Riempii gli schermi di Fred Astaire, che le andava a genio, anche se nessuno dei suoi film a colori valeva quelli in bianco e nero. Del resto nemmeno le sue partner erano più all’altezza. Quasi tutte se ne stavano lì rigide mentre lui le faceva piroettare, oppure assumevano una posa fissa e lasciavano che lui volteggiasse attorno a loro.
Alis non guardava quelle partner. Aveva riportato gli occhi sullo schermo centrale e fissava Fred che faceva volare sul pavimento una Ginger priva di peso.

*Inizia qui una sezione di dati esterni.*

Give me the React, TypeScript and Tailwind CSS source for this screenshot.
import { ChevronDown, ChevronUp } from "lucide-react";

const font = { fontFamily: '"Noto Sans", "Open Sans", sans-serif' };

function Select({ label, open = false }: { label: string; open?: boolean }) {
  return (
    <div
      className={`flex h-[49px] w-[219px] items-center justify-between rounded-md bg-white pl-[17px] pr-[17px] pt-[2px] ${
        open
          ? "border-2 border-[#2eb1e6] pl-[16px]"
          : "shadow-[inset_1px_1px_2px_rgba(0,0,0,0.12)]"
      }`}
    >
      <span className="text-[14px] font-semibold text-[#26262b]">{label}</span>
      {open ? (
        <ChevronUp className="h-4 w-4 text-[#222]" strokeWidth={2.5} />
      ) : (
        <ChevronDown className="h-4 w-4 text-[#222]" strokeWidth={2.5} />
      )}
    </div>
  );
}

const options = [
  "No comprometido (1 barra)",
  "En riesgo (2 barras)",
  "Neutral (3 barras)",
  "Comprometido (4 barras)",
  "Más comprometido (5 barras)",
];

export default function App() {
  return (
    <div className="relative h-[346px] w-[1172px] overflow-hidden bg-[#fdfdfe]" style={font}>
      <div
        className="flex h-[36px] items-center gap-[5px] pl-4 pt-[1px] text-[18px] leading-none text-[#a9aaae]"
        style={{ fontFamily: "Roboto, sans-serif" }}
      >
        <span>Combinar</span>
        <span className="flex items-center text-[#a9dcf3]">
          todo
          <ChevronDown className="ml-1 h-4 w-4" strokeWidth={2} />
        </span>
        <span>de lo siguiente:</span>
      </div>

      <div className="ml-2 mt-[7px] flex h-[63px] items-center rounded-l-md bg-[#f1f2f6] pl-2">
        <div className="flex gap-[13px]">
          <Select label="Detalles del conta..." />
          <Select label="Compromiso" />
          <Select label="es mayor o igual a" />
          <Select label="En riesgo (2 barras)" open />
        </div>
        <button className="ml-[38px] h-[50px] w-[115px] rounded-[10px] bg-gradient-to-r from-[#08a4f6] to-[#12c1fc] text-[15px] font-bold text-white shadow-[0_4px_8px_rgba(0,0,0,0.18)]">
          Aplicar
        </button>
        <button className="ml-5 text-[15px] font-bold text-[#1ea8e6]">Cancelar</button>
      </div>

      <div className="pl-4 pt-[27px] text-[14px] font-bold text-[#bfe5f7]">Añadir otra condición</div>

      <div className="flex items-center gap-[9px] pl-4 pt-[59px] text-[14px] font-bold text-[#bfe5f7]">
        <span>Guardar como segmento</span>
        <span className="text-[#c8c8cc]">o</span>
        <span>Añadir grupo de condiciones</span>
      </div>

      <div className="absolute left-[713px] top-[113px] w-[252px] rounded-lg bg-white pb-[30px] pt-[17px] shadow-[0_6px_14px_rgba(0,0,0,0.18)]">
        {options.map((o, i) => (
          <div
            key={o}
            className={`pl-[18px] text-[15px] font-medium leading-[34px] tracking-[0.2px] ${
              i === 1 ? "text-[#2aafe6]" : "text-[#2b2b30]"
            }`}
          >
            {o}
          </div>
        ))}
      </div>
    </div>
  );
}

— Allora è questo che vuoi fare — dissi, puntando l’indice. — Vuoi ballare il continental?
Lei scosse la testa. — Non sono ancora abbastanza brava. Conosco solo qualche routine. Potrei fare quello — disse, indicando il Varsity Drag, e poi il numero dei cowboy di Girl Crazy. — E magari quello. Ballerina di fila, non prima ballerina.
Nemmeno questo mi aspettavo. L’unica cosa che le facce hanno in comune sotto i loro nei alla Marilyn è l’incrollabile certezza di possedere la stoffa della star. Per la maggior parte non la posseggono; non sanno recitare o fingere emozioni, non sono nemmeno capaci di una ragionevole imitazione della voce roca e della vulnerabilità sexy di Norma Jean, ma sono tutte convinte che l’unica cosa che impedisca loro di raggiungere il rango di star sia la sfortuna, non la mancanza di talento. Non ne avevo mai sentito una dire: — Non sono abbastanza brava.

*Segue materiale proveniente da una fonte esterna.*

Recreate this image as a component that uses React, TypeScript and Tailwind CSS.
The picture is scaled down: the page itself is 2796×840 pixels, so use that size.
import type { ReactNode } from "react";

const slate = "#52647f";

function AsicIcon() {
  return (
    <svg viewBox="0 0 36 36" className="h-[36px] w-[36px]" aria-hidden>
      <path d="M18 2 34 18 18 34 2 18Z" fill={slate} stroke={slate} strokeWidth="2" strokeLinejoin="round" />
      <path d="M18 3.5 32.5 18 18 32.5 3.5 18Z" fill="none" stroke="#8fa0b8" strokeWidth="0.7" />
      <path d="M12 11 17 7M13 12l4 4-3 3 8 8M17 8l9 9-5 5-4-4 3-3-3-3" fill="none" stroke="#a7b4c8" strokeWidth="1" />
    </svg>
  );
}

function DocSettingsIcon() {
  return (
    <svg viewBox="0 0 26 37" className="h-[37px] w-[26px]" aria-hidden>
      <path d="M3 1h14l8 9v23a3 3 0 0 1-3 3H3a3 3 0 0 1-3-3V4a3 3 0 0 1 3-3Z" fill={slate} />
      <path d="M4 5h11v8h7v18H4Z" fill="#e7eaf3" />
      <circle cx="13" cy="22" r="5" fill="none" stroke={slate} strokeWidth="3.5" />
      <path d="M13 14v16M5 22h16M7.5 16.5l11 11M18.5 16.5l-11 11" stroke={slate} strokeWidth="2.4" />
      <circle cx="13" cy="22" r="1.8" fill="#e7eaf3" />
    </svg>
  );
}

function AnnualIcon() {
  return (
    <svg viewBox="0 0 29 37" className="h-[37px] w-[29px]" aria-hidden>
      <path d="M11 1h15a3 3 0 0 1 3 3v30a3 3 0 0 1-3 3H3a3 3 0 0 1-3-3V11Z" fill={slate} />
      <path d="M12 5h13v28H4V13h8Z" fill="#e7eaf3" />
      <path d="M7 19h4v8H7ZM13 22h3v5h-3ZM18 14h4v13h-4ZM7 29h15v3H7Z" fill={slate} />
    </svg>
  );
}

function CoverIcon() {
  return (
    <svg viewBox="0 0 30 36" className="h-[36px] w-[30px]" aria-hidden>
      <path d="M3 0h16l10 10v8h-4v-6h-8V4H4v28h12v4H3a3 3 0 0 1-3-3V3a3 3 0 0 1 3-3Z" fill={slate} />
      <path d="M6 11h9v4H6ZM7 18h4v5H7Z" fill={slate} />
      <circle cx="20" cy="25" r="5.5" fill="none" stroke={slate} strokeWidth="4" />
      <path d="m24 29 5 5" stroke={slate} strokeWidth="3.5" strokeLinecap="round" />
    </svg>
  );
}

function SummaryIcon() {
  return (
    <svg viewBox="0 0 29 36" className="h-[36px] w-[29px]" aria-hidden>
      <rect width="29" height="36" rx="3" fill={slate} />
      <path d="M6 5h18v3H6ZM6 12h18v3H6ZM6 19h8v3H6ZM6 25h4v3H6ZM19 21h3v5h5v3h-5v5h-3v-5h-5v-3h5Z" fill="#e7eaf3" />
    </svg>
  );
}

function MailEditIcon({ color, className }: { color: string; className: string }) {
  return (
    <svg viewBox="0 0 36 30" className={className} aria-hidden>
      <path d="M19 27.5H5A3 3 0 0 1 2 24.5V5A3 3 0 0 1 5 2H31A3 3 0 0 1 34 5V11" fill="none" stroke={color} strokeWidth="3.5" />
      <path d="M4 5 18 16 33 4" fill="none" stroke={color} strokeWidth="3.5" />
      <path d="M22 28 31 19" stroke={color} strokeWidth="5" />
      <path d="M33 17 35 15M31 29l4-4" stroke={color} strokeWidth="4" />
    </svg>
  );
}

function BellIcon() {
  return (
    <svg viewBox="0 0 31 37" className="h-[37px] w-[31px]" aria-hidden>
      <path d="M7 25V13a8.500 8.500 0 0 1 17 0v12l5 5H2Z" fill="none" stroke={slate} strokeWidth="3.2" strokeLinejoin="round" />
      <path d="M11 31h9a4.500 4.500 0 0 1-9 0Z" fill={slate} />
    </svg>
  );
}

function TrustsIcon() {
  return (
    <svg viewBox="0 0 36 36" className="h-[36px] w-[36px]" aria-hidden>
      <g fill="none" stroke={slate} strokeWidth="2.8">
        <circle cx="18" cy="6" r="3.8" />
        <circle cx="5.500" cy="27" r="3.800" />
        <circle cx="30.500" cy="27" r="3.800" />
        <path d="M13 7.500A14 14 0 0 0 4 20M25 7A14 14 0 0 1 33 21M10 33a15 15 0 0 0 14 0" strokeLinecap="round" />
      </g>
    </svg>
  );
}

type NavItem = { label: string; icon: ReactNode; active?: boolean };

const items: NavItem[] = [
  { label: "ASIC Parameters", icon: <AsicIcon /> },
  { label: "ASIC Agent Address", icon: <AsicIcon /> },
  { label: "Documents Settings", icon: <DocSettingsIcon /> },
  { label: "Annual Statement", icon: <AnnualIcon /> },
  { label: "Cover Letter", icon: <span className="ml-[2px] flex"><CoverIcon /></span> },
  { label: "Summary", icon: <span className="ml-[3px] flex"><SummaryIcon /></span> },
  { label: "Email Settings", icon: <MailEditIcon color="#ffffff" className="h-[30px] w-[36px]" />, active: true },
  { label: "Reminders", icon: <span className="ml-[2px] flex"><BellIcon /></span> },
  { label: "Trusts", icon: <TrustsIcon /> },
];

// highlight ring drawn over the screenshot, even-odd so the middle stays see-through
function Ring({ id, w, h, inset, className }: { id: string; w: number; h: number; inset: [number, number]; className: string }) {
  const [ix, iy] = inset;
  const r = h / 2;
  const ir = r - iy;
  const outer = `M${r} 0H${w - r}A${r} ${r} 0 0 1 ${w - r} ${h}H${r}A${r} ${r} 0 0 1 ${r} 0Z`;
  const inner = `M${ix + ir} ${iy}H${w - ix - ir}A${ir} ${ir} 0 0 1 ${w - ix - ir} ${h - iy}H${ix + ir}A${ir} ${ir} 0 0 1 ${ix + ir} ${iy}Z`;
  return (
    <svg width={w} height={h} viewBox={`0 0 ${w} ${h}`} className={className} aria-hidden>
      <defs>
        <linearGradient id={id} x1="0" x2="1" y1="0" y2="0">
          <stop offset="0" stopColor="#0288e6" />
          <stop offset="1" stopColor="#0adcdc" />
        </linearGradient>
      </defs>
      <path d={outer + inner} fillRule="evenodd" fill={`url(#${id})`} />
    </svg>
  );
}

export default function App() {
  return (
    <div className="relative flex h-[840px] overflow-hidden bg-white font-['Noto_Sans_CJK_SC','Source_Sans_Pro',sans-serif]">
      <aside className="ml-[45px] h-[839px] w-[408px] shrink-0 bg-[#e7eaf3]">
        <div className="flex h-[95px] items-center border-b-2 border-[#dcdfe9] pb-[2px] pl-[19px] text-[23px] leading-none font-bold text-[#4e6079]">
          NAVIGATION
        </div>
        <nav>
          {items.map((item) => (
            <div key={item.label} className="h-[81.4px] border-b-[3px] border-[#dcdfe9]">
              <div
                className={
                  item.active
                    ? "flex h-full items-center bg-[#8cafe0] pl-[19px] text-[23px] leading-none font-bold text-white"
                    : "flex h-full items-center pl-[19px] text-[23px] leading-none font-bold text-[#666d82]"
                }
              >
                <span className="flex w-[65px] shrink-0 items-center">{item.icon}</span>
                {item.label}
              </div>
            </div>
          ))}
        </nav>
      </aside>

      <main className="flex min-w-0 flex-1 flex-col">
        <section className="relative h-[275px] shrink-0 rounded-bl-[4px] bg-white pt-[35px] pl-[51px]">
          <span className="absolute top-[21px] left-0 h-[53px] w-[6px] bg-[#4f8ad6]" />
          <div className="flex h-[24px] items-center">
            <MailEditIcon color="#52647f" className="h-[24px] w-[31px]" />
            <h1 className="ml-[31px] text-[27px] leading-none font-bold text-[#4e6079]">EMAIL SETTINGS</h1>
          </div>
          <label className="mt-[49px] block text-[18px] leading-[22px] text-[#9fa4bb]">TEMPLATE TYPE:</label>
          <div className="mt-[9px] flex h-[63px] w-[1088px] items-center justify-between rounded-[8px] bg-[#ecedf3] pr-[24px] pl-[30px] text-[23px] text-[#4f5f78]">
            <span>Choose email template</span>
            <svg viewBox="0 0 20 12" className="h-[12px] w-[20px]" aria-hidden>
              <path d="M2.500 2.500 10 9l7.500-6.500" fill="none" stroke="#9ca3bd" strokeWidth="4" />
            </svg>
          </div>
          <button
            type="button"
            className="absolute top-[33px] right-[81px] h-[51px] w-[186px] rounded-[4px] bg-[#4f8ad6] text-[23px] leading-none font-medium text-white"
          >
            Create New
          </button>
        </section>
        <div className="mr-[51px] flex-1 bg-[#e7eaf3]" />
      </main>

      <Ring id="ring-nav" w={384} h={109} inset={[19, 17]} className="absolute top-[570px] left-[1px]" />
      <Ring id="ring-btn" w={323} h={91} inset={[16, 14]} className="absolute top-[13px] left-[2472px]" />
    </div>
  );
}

— Ho bisogno di trovare un maestro di ballo — stava dicendo Alis. — Tu ne conosci qualcuno, per caso?
A Hollywood? Trovarne uno era probabile quanto imbattersi in Fred Astaire. Anzi, meno.
E se anche lei avesse avuto tanto cervello da conoscere a fondo le proprie capacità? Se avesse studiato e analizzato i film? Non sarebbe stato quello a far rinascere il musical. Non sarebbe stato quello a spingere l’ILMGM a ricominciare a girare livefilm.
Guardai gli schermi. Sulla fila in fondo, Fred stava cercando di rintracciare la vera Ginger tra le maschere. Sul terzo schermo della fila in alto, stava tentando di convincerla a fare un salto a letto: lei piroettava via, lui avanzava, lei tornava, lui si chinava su lei, lei si ritraeva languida.